It's easy to show that $\mathbb{Q}^0_0 = \mathbb{Q}^2_0 = \mathbb{Q}^4_0$.

Now consider

$\mathbb{Q}^0_1 := \{ P(\sqrt{3})\ |\ P \in \mathbb{Q}[\sqrt{2}][x]\} =\mathbb{Q}[\sqrt{2},\sqrt{3}]$

$\mathbb{Q}^1_1 := \{ P(\sqrt{2} + \sqrt{3})\ |\ P \in \mathbb{Q}[x]\} = \mathbb{Q}[\sqrt{2} + \sqrt{3}]$

$\mathbb{Q}^2_1 := \{ a + b\sqrt{3}\ |\ a, b \in \mathbb{Q}[\sqrt{2}]\}$

$\mathbb{Q}^3_1 := \{ a + b\sqrt{2} + c\sqrt{3} + d\sqrt{2}\sqrt{3}\ |\ a, b, c, d \in \mathbb{Q}\}$

$\mathbb{Q}^4_1 := \{ \frac{a}{b} \ |\ a, b \in \mathbb{Q}[\sqrt{2},\sqrt{3}]\} = \mathbb{Q}(\sqrt{2},\sqrt{3})$

$\mathbb{Q}^5_1 := \{ \frac{a}{b} \ |\ a, b \in \mathbb{Q}[\sqrt{2} + \sqrt{3}]\} = \mathbb{Q}(\sqrt{2} + \sqrt{3})$

It takes some more work to show that $\mathbb{Q}^0_1 = \mathbb{Q}^1_1 = \mathbb{Q}^2_1 = \mathbb{Q}^3_1 = \mathbb{Q}^4_1 = \mathbb{Q}^5_1$.

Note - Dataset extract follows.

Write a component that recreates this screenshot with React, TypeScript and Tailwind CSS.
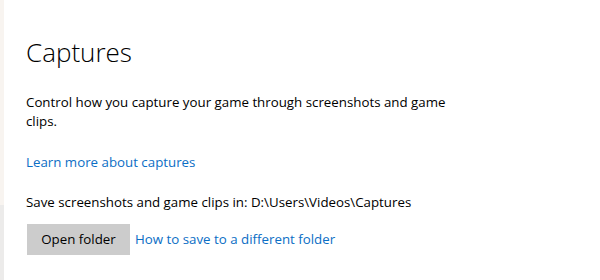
import React from 'react';

const font = { fontFamily: '"Open Sans", "Noto Sans", sans-serif' };

export default function App() {
  return (
    <div className="flex h-[280px] w-[600px] overflow-hidden bg-white" style={font}>
      {/* faint edge of the nav pane */}
      <div className="flex w-[4px] flex-col">
        <div className="h-[205px] bg-[#f8f4f0]" />
        <div className="flex-1 bg-[#ecebea]" />
      </div>
      <div className="flex flex-1 flex-col pl-[22px] pt-[34px] text-[#000]">
        <h1 className="text-[26px] font-light leading-[36px]">Captures</h1>
        <p className="mt-[23px] w-[432px] text-[13.3px] leading-[19px]">
          Control how you capture your game through screenshots and game clips.
        </p>
        <a className="mt-[22px] text-[13.3px] leading-[19px] text-[#0b6ec5]">Learn more about captures</a>
        <p className="mt-[21px] text-[13.3px] leading-[19px]">
          Save screenshots and game clips in: D:\Users\Videos\Captures
        </p>
        <div className="mt-[12px] flex items-center gap-[5px]">
          <button className="ml-[1px] h-[31px] w-[103px] bg-[#cccccc] text-[13.3px]">Open folder</button>
          <a className="text-[13.3px] text-[#0b6ec5]">How to save to a different folder</a>
        </div>
      </div>
    </div>
  );
}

The generalizations for $\mathbb{Q}^0_k, \mathbb{Q}^2_k, \mathbb{Q}^3_k, \mathbb{Q}^4_k$ seem obvious:

$\mathbb{Q}^0_k := \{ P(\sqrt{p_k})\ |\ P \in \mathbb{Q}_{k-1}[x]\} $

$\mathbb{Q}^2_k := \{ a + b\sqrt{p_k}\ |\ a, b \in \mathbb{Q}_{k-1}\}$

$\mathbb{Q}^3_k := \{ \sum_{S \subset \{0,\dots k-1\}} a_S \prod_{i \in S}\sqrt{p_i} \ |\ a_S \in \mathbb{Q}\}$

$\mathbb{Q}^4_k := \{ \frac{a}{b} \ |\ a, b \in \mathbb{Q}_k\} $

and it seems straightforward to show that $\mathbb{Q}^0_k = \mathbb{Q}^2_k = \mathbb{Q}^4_k$ and possibly $\mathbb{Q}^0_k = \mathbb{Q}^3_k$.

But how to generalize $\mathbb{Q}^1_k$ and $\mathbb{Q}^5_k$ and to prove $\mathbb{Q}^0_k =\mathbb{Q}^1_k$ and/or $\mathbb{Q}^1_k = \mathbb{Q}^5_k$? Which combinations of square roots $\sqrt{p_i}$ should be taken into account?

Finally consider

$$\mathbb{Q}^0_\omega = \lim_{k\rightarrow \infty} \mathbb{Q}^0_k = \mathbb{Q}[\sqrt{2},\sqrt{3},\sqrt{5},\sqrt{7},\dots]$$

$$\mathbb{Q}^4_\omega = \lim_{k\rightarrow \infty} \mathbb{Q}^4_k = \mathbb{Q}(\sqrt{2},\sqrt{3},\sqrt{5},\sqrt{7},\dots)$$

i.e. the extensions of $\mathbb{Q}$ by the square roots of all prime numbers. I assume these extensions are well-defined, and I assume they are equal.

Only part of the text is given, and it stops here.